I don’t think that’s going to fly in federal court, which is where this bill would be challenged if it were to become law and actually enforced. Similar measures, like Montana’s Firearms Freedom Act, have been overturned by federal courts, and while the Supreme Court hasn’t weighed in on the case, I don’t have much hope that SCOTUS is going to be convinced that the feds have no role to play in enforcing federal gun laws in the various states.
That’s why the stronger approach, legally speaking, is to borrow as much as possible from California’s “sanctuary state” law dealing with illegal immigration and cooperation with ICE. That law was designed to withstand constitutional scrutiny thanks to a decision called Printz vs. U.S., in which the Court ruled that while state courts had an obligation to help enforce federal law, state and local law enforcement agencies did not. If they chose to do so, that was fine too, but they could not be compelled to participate in actively enforcing federal statutes (in this particular case, certain interim provisions of the Brady background check bill).

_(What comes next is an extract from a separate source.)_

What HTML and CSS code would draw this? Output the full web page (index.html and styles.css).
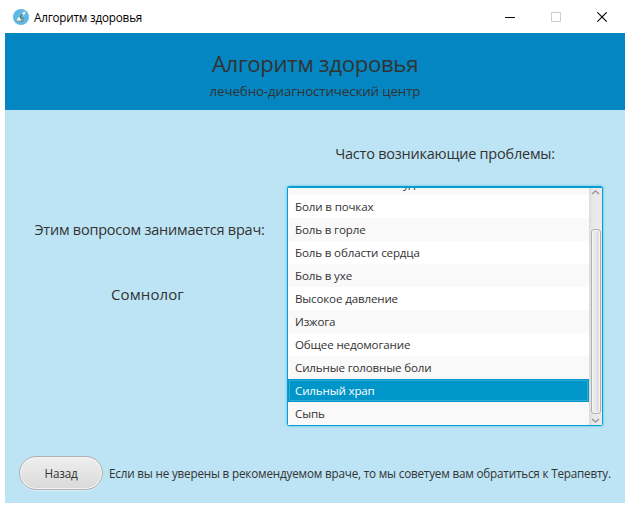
FILE: index.html
```html
<!DOCTYPE html>
<html lang="ru">
<head>
<meta charset="utf-8">
<title>Алгоритм здоровья</title>
<link rel="stylesheet" href="styles.css">
</head>
<body>
<div class="titlebar">
  <svg class="logo" width="16" height="16" viewBox="0 0 16 16"><circle cx="8" cy="8" r="8" fill="#5bb9e5"/><path d="M12 3.2 9.2 5.8" fill="none" stroke="#f3eee5" stroke-width="2.4"/><path d="M9.6 5 7 8.2l2.4 1.6" fill="none" stroke="#55646a" stroke-width="1.1"/><path d="M4 9.6 6.4 7.4l1.6 3.4L6.6 12H4.4z" fill="#f1ede4"/><path d="M4.5 12.4h5.2c1-1.4.9-2.8.2-4.2" fill="none" stroke="#a57a56" stroke-width=".9"/></svg>
  <span class="window-name">Алгоритм здоровья</span>
  <div class="controls">
    <svg width="11" height="11" viewBox="0 0 11 11"><path d="M0 5.5h10" stroke="#000"/></svg>
    <svg width="11" height="11" viewBox="0 0 11 11"><path d="M.5.5h9v9h-9z" fill="none" stroke="#ccc"/></svg>
    <svg width="11" height="11" viewBox="0 0 11 11"><path d="m.3.3 9.4 9.4M9.7.3.3 9.7" stroke="#000" stroke-width="1.15"/></svg>
  </div>
</div>
<div class="window">
  <header class="header">
    <h1 class="title"><span>Алгоритм здоровья</span></h1>
    <p class="subtitle"><span>лечебно-диагностический центр</span></p>
  </header>
  <main class="content">
    <section class="doctor">
      <p class="label doctor-label"><span>Этим вопросом занимается врач:</span></p>
      <p class="label doctor-name"><span>Сомнолог</span></p>
    </section>
    <section class="problems">
      <p class="label problems-label"><span>Часто возникающие проблемы:</span></p>
      <div class="list">
        <ul class="items">
          <li class="item"><span>Боли в области желудка</span></li>
          <li class="item"><span>Боли в почках</span></li>
          <li class="item"><span>Боль в горле</span></li>
          <li class="item"><span>Боль в области сердца</span></li>
          <li class="item"><span>Боль в ухе</span></li>
          <li class="item"><span>Высокое давление</span></li>
          <li class="item"><span>Изжога</span></li>
          <li class="item"><span>Общее недомогание</span></li>
          <li class="item"><span>Сильные головные боли</span></li>
          <li class="item selected"><span>Сильный храп</span></li>
          <li class="item"><span>Сыпь</span></li>
        </ul>
        <div class="scrollbar">
          <svg width="9" height="5" viewBox="0 0 9 5"><path d="m1 4 3.5-3L8 4" fill="none" stroke="#999" stroke-width="1.5"/></svg>
          <div class="thumb"></div>
          <svg width="9" height="5" viewBox="0 0 9 5"><path d="m1 1 3.5 3L8 1" fill="none" stroke="#999" stroke-width="1.5"/></svg>
        </div>
      </div>
    </section>
  </main>
  <footer class="footer">
    <button class="back"><span>Назад</span></button>
    <p class="hint"><span>Если вы не уверены в рекомендуемом враче, то мы советуем вам обратиться к Терапевту.</span></p>
  </footer>
</div>
</body>
</html>
```
FILE: styles.css
```css
* { box-sizing: border-box; }
body { margin: 0; width: 628px; height: 507px; overflow: hidden; background: #fff; color: #333; font-family: "Open Sans", "Noto Sans", sans-serif; }
h1, p, ul { margin: 0; padding: 0; font-weight: 400; white-space: nowrap; }
.titlebar { display: flex; align-items: center; height: 33px; padding: 1px 20px 0 13px; color: #000; font-size: 11.7px; }
.window-name { margin-left: 5px; letter-spacing: -.2px; }
.controls { display: flex; gap: 35px; margin-left: auto; }
.window { width: 620px; height: 470px; margin-left: 5px; background: #bde4f4; }
.header { height: 77px; padding-top: 14px; background: #0386c1; text-align: center; }
.title { font-size: 22.2px; line-height: 34px; letter-spacing: -.32px; }
.subtitle { font-size: 13.3px; line-height: 20px; letter-spacing: -.1px; }
.content { display: flex; height: 337px; }
.doctor { width: 282px; padding: 109px 0 0 7px; text-align: center; }
.label { font-size: 14.5px; line-height: 22px; letter-spacing: -.23px; }
.doctor-name { margin: 42px 4px 0 0; font-size: 15px; letter-spacing: .1px; }
.problems { width: 316px; padding-top: 33px; text-align: center; }
.list { display: flex; height: 240px; margin-top: 21px; padding: 2px 1px 1px; border-radius: 3px; background: #039ed3; box-shadow: 0 0 2px 1px #8bd2ee; overflow: hidden; text-align: left; }
.items { display: flex; flex-direction: column; justify-content: flex-end; flex: 1; overflow: hidden; list-style: none; font-size: 11.6px; letter-spacing: -.16px; }
.item { flex: none; height: 23px; padding-left: 7px; line-height: 24px; background: #fff; }
.item:nth-child(odd) { background: #f9f9f9; }
.item.selected { color: #fff; background: #0096c9; box-shadow: inset 0 0 0 1px #0096c9, inset 0 0 0 2px #32abd4; }
.scrollbar { display: flex; flex-direction: column; align-items: center; width: 13px; padding: 2px 0; background: linear-gradient(90deg, #dcdcdc, #e8e8e8 30%, #ececec); }
.thumb { flex: none; width: 10px; height: 185px; margin: 34px 0 4px 1px; border: 1px solid #b0b0b0; border-radius: 3px; background: linear-gradient(90deg, #f2f2f2, #dadada); box-shadow: inset 0 0 0 1px #f5f5f5; }
.footer { display: flex; align-items: flex-start; padding: 9px 0 0 14px; }
.back { flex: none; width: 84px; height: 34px; padding: 0; border: 1px solid #b0b0b0; border-radius: 17px; background: linear-gradient(#efefef, #d9d9d9); box-shadow: inset 0 0 0 1px #f3f3f3, 0 1px 0 #d9effa; color: #333; font: 11.7px "Open Sans", "Noto Sans", sans-serif; letter-spacing: -.2px; }
.hint { margin-left: 6px; font-size: 11.7px; line-height: 35px; letter-spacing: -.19px; }
```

That decision was one of the most important Tenth Amendment cases in U.S. history, and it’s a solid legal footing for states to declare that they’re going to decline to actively enforce any new federal gun control laws (or old ones too, for that matter). Declaring that the federal government doesn’t have the authority to enforce its own laws in the states, however, is a very different argument, and I just don’t see the Court going for it. If lawmakers are truly serious about providing Second Amendment Sanctuary protections from the Biden/Harris/Pelosi/Schumer attack on the right to keep and bear arms, they should start with a solid foundation in line with the Printz decision instead of trying to blaze a new path in Tenth Amendment jurisprudence.